UN secretary-general Ban Ki-moon was back at the conference, meeting Chinese foreign minister Liu Zhenmin and climate envoy Xie Zhenhua, as the negotiations enter the final stages.
Negotiators from China, the US and other nations are haggling over how to share the burden of fighting climate change. Some delegates said a new draft accord presented late on Thursday by Mr Fabius allowed rich nations to shift the responsibility to the developing world.
"We are going backwards," said Gurdial Singh Nijar of Malaysia, the head of a bloc of hardline countries that also includes India, China and Saudi Arabia.
They have put up the fiercest resistance against attempts by the US, the European Union and other wealthy nations to make emerging economies pitch in to reduce global greenhouse gas emissions and help the poorest countries cope with climate change. The issue, known as "differentiation" in United Nations climate lingo, was expected to be one of the last to be resolved.

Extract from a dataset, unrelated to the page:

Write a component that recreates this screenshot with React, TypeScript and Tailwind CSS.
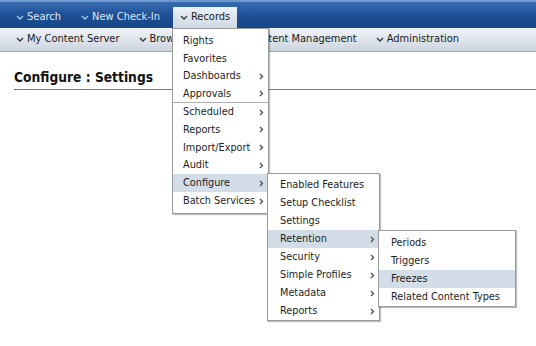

This accord is the first time all countries are expected to pitch in - the previous emissions treaty, the 1997 Kyoto Protocol, only included rich countries.
The latest 27-page draft said governments would aim to peak the emissions of heat-trapping greenhouse gases "as soon as possible" and strive to reach "emissions neutrality" by the second half of the century.
That was weaker language than previous drafts that included more specific emissions cuts and time-frames.
The biggest challenge is to define the responsibilities of wealthy nations, which have polluted the most historically, and developing economies including China and India where emissions are growing the fastest.
Mr Ban said negotiators are still in disagreement over how far-reaching the accord should be and who should pay for damages caused by global warming.
US secretary of state John Kerry said he is "hopeful" for an agreement and has been working behind the scenes to reach compromises.
"There was a lot of progress made last night, a long night, but still a couple of very difficult issues that we're working on," he told reporters.
Hundreds of activists later stretched a block-long red banner through the climate talks to symbolise "the red lines" they do not want negotiators to cross in trying to reach an accord.
Chanting "Equity!" and "Finance!" they are arguing for more help for poor countries in reducing their emissions and dealing with future damage.
The banner ran the length of the main pedestrian thoroughfare between buildings at the climate talks, a passage that organisers dubbed the "Champs-Elysees" after the famed Parisian avenue.
The stunt was among several authorised protests inside the conference venue.